◆ What you will do
Transcribe every line from the top down to the line with "string; lines: string[];", both ends included, but not the pictures.
====
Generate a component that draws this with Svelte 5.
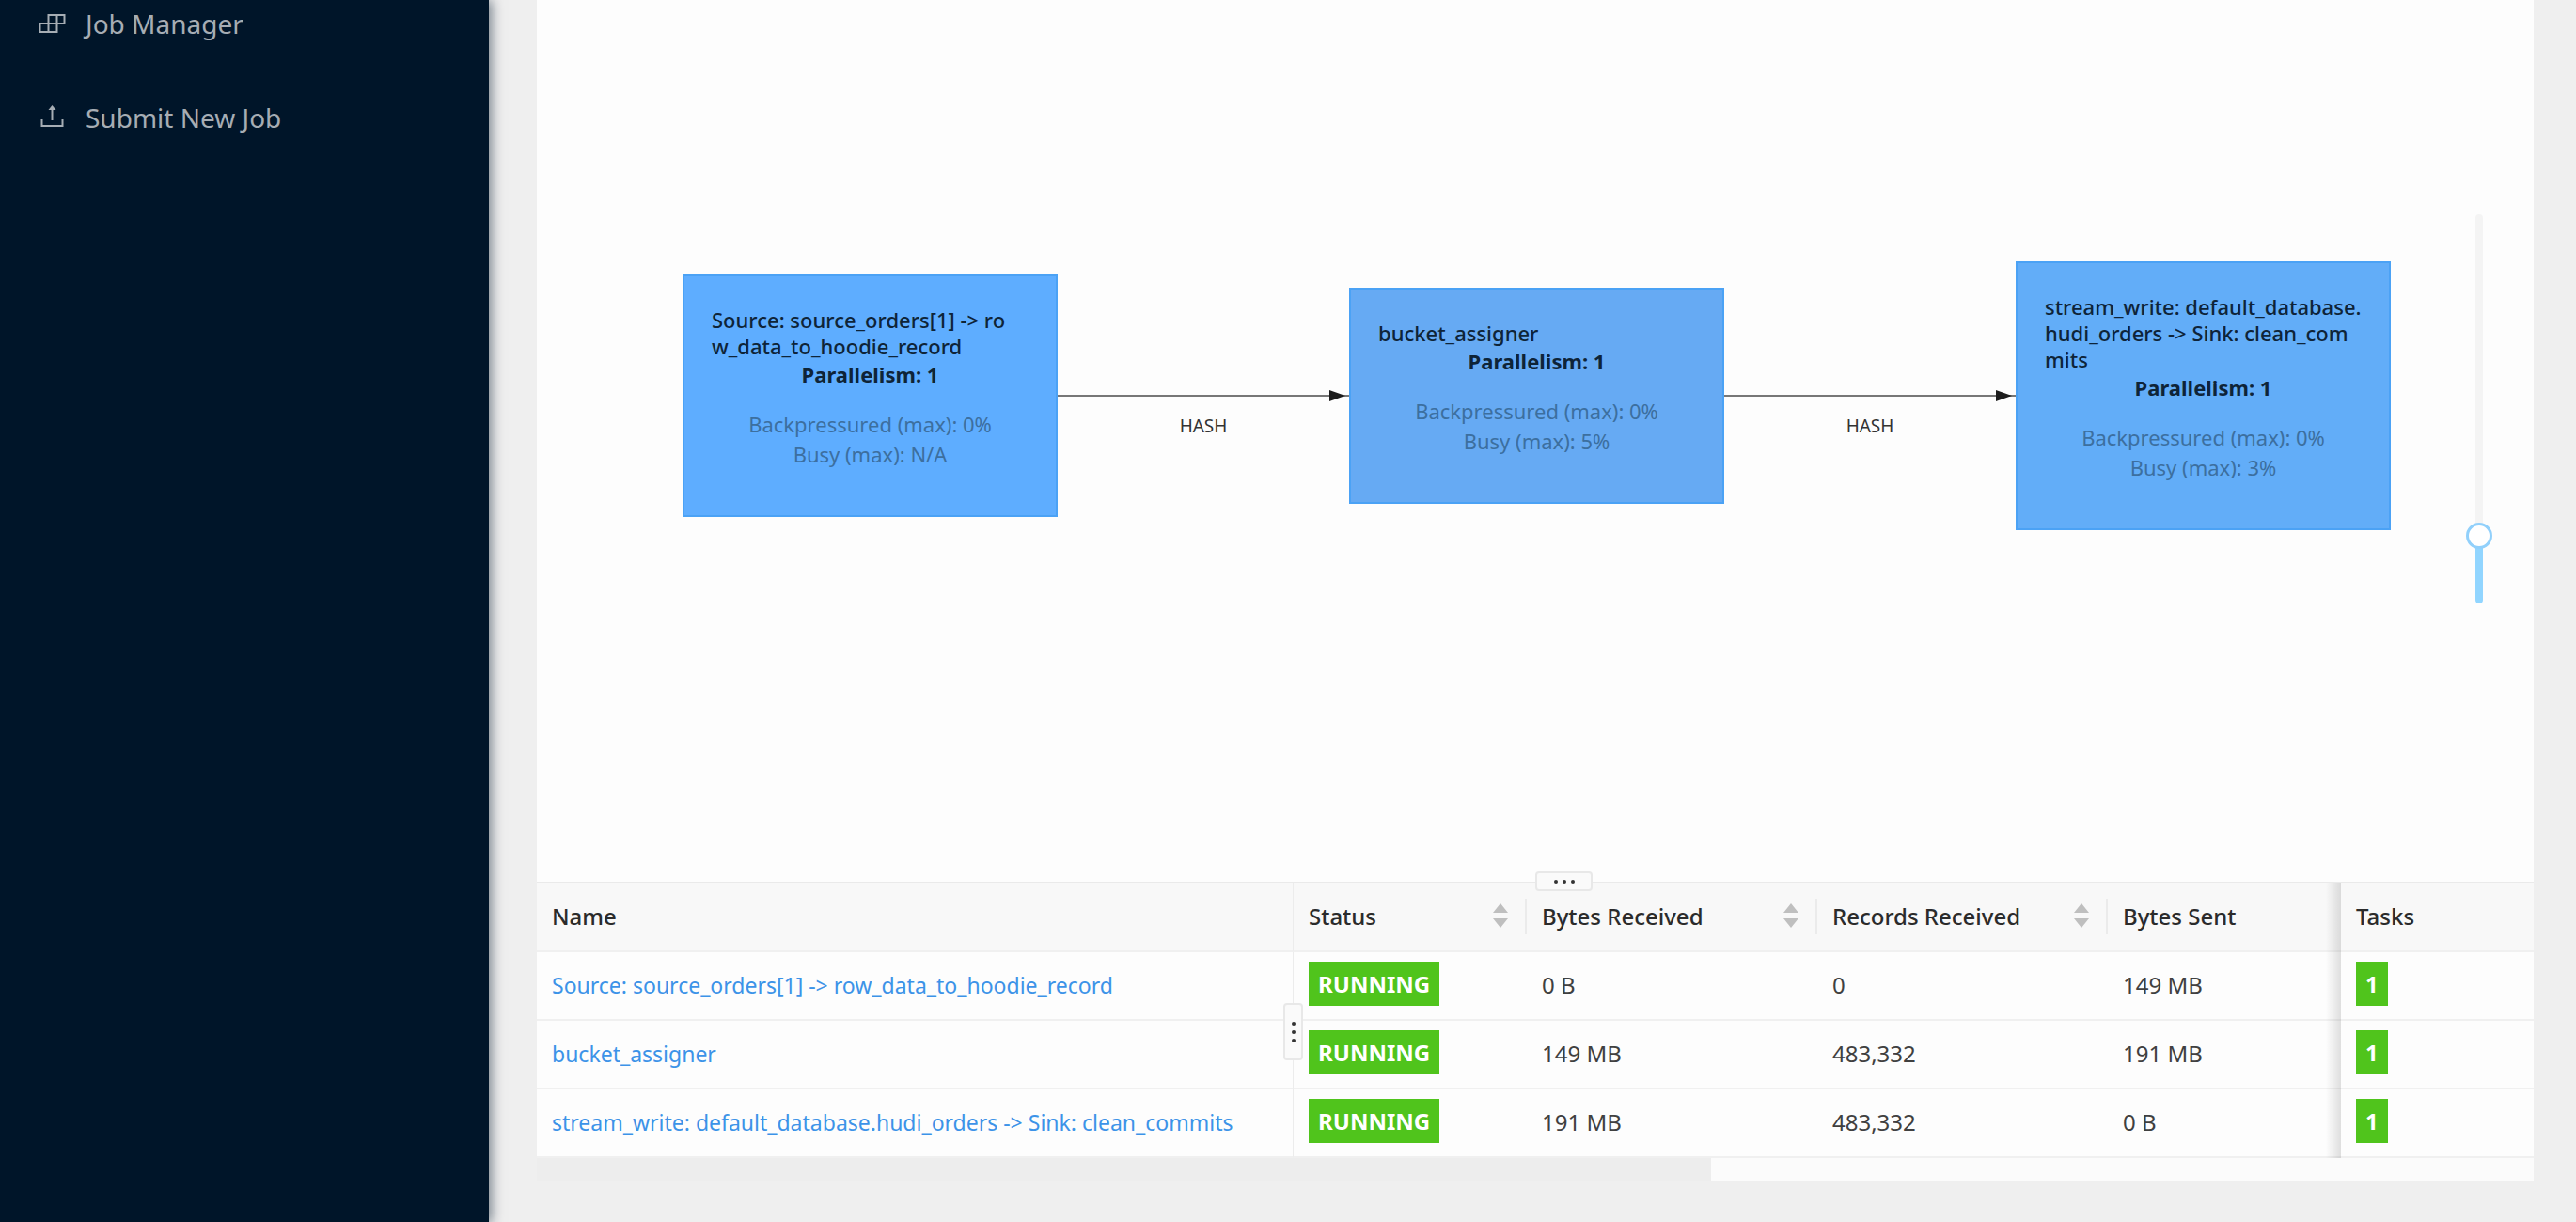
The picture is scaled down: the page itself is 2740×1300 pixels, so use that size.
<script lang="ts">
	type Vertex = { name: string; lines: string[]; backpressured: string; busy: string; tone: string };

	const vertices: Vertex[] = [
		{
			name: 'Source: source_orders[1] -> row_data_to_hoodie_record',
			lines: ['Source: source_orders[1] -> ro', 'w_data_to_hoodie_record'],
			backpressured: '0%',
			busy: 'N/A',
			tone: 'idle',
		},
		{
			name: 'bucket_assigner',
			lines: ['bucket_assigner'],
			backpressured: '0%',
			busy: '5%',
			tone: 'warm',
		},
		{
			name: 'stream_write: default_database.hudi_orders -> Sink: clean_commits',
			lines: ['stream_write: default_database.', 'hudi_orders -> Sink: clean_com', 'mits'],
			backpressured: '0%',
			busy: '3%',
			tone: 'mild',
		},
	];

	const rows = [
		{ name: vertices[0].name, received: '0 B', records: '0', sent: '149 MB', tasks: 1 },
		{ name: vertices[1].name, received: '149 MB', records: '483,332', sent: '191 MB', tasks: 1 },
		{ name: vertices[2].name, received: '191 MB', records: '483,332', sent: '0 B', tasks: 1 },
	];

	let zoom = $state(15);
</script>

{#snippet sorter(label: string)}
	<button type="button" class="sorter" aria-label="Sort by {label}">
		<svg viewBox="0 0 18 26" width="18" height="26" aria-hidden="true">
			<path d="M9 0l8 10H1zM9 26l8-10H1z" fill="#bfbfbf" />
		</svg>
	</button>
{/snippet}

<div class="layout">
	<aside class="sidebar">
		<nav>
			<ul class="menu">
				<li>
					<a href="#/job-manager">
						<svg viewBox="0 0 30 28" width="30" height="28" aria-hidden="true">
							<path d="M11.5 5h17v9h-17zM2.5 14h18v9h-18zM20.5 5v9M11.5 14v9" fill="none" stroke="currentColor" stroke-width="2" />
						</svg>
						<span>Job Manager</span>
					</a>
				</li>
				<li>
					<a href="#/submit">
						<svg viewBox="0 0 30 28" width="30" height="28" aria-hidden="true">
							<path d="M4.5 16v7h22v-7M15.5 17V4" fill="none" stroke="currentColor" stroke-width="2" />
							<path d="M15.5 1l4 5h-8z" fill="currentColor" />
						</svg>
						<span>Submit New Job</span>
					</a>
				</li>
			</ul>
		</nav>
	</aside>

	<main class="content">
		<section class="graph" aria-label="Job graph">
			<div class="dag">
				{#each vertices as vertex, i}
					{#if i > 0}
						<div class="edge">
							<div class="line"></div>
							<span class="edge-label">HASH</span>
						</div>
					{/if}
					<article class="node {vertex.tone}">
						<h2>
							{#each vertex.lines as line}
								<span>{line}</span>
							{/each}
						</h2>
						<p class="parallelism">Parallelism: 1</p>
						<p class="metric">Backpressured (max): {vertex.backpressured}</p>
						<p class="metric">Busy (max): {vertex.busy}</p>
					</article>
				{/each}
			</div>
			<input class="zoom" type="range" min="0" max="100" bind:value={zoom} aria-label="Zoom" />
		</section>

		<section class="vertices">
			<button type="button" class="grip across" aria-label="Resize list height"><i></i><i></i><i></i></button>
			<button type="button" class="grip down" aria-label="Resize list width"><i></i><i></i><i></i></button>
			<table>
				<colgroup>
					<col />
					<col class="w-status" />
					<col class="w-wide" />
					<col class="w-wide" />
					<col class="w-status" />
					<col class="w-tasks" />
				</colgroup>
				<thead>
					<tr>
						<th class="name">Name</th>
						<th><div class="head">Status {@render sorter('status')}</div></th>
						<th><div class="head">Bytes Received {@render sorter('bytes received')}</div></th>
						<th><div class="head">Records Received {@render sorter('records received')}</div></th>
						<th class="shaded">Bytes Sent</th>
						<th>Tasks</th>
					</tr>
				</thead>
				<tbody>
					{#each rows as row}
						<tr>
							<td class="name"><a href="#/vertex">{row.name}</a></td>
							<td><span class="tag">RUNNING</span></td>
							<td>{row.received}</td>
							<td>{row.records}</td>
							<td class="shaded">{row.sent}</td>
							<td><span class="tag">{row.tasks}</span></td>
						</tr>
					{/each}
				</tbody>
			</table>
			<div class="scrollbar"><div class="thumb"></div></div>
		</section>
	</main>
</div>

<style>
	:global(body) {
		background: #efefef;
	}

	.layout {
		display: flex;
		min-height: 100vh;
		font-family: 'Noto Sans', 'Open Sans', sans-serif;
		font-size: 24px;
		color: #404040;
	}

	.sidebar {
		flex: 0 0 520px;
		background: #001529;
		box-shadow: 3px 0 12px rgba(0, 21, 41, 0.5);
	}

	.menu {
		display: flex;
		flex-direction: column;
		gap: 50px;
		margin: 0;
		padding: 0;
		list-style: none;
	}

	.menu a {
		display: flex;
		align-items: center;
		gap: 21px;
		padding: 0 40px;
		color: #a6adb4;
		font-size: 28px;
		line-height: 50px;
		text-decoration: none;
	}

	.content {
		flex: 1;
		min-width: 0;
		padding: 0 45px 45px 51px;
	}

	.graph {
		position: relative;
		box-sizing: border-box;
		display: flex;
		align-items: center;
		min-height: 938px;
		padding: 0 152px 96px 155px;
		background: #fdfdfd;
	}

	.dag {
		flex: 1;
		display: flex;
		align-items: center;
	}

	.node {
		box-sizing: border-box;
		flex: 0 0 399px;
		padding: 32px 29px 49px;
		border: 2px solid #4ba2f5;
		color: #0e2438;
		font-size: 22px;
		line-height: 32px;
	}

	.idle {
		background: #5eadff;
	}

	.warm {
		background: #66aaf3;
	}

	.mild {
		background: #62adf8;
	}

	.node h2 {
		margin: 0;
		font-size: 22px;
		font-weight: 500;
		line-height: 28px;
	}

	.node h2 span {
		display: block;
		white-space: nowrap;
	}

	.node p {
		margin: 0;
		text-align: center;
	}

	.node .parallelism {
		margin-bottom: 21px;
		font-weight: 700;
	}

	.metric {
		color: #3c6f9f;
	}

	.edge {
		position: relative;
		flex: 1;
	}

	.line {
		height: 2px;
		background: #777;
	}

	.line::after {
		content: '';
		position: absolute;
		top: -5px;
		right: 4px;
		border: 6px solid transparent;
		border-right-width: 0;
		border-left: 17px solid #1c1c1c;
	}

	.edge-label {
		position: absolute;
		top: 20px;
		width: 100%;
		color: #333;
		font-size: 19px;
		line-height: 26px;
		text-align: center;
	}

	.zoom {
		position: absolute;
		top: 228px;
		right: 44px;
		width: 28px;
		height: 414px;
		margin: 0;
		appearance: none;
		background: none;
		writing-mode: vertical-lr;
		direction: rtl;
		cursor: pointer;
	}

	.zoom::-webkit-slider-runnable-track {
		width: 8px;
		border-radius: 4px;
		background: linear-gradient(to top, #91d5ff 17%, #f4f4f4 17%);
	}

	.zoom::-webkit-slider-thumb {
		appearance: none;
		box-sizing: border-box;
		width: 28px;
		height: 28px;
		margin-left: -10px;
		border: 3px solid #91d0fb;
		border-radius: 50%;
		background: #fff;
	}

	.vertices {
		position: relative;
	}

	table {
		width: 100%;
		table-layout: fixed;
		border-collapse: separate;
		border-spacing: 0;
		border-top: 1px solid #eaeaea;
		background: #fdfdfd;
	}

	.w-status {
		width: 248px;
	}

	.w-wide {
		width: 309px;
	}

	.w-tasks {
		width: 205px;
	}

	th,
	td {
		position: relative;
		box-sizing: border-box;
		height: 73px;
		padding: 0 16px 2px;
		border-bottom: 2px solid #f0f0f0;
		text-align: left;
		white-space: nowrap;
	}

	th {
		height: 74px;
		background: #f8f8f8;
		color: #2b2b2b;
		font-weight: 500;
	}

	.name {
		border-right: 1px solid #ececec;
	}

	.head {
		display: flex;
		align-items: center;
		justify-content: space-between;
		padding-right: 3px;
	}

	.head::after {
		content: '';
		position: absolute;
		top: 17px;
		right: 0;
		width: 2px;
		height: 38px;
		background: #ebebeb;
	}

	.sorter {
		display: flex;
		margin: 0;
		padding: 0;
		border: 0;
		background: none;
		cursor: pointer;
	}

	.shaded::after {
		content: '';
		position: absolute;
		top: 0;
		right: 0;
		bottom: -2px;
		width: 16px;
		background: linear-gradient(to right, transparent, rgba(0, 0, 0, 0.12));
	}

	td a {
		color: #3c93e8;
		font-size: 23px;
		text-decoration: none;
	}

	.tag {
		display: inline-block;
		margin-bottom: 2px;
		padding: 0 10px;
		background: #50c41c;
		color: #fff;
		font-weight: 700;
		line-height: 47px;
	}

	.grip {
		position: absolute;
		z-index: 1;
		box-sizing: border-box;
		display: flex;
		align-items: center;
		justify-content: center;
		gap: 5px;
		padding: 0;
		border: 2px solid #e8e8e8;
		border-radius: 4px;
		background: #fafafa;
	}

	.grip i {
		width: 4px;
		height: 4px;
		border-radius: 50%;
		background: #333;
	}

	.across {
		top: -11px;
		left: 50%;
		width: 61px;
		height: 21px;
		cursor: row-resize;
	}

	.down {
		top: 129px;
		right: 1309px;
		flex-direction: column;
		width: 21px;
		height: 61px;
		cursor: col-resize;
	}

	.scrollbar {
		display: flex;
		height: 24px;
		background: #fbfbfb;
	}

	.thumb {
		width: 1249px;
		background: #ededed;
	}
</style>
====
◆ Complete output
Generate a component that draws this with Svelte 5.
The picture is scaled down: the page itself is 2740×1300 pixels, so use that size.
<script lang="ts">
	type Vertex = { name: string; lines: string[]; backpressured: string; busy: string; tone: string };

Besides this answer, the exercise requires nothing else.